Yeah! And for lore nerds, having a text heavy game that's 100% canon should be worth it in itself. I always rant about how brilliant the first game is on here, but I think what the first game really does better than all the other ones is the setting, and that's clear right away in this intro. I mean, the first thing we basically see of the game is an American soldier executing a bound-up prisoner or war in a bombed out city clearly in the style of a early Cold War newsreel.
And if you actually watch that newsreel I linked to, you'll get a sense of the irony here-- North Korean communists are portrayed as brutal savages because they "ruthlessly slaughter prisoners, many of them with their arms bound". And I don't think it's a coincidence or bad history or Interplay's deep communist sympathies coming out here, but a pretty radical statement that the game designers were trying to make.
Basically, my take on Fallout was that all the 1950s shit is not just a gimmick (a la Fallout 3), but is intended to harshly critique the feel-good all-American optimism of the '50s that masked the Cold War (which was really a string of incredibly violent proxy wars) and oppression at home (McCarthyism, the violent backlash against the Civil Rights movement, etc.), and the ridiculous geopolitical climate of massified ideological formations and peace seemingly maintained only by the absurd prospect of mutually assured destruction.

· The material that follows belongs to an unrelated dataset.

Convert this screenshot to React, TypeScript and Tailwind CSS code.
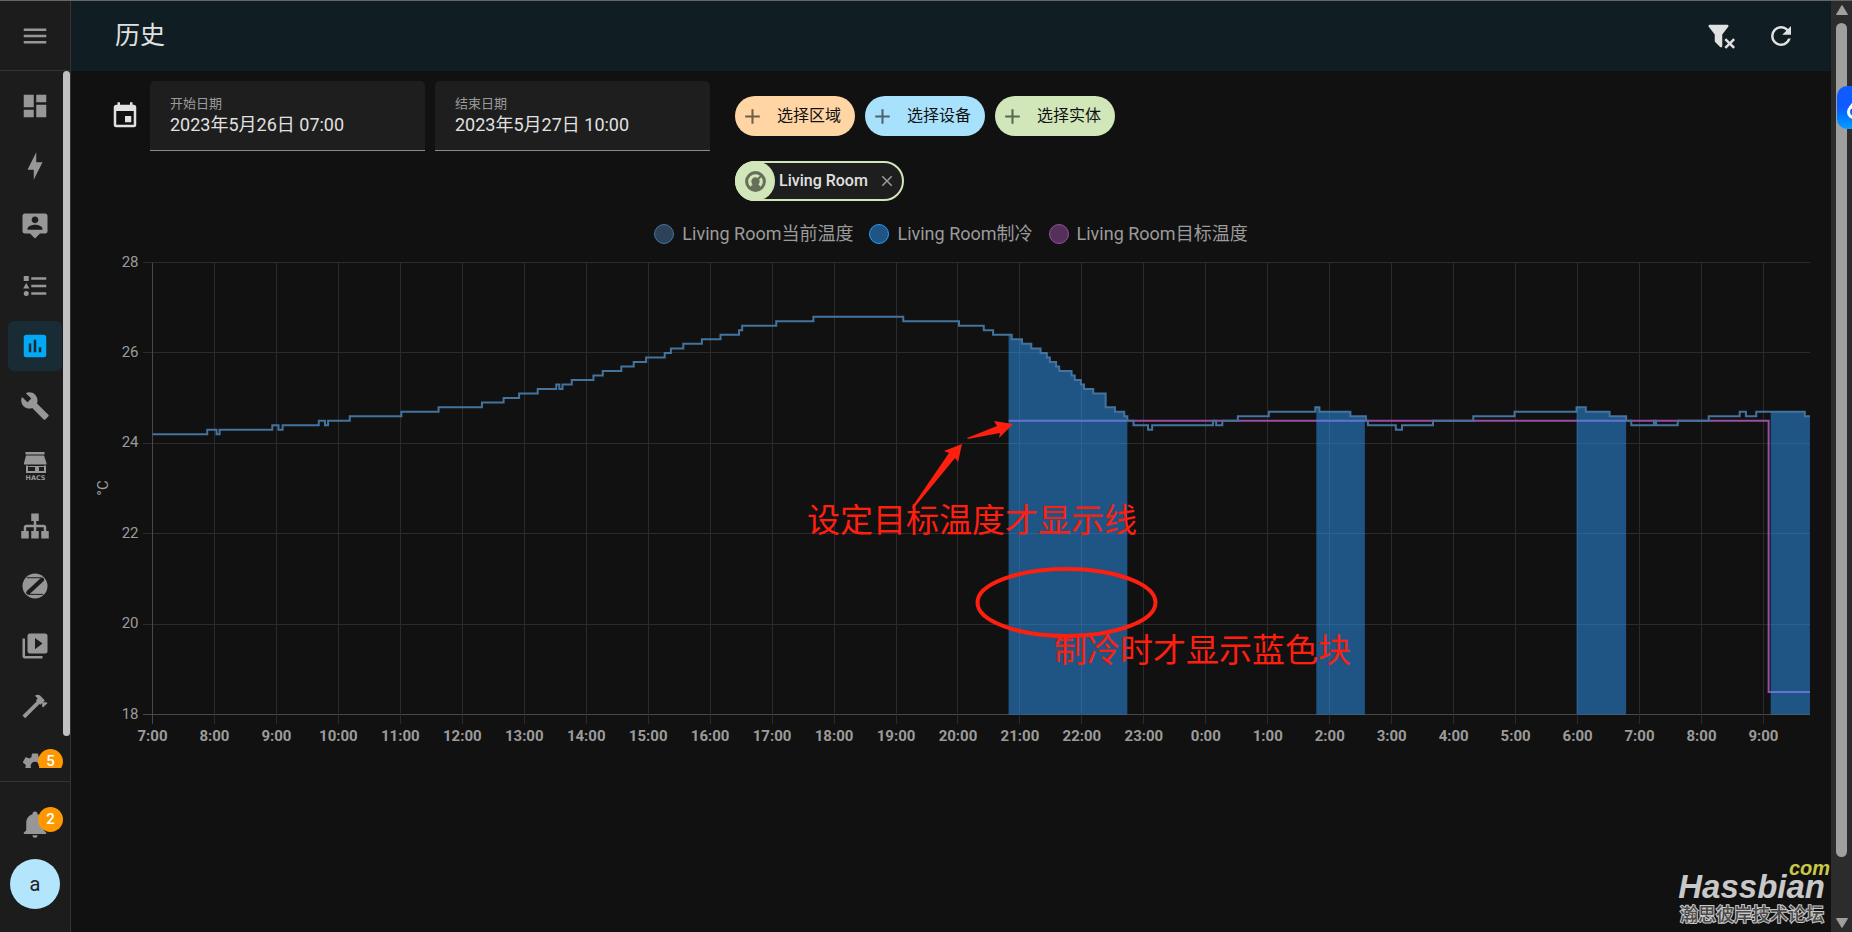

The second game takes that theme a lot further with the Enclave -- the remnants of a distinctly fascistic US government and military-industrial complex -- as the main enemy, and I think Bethesda either totally missed this or gave a much more conservative version of it, and New Vegas did its own thing. But, at any rate, I think it's a really smart game and if you're into history or literature, this is probably a much more rewarding game in the long run.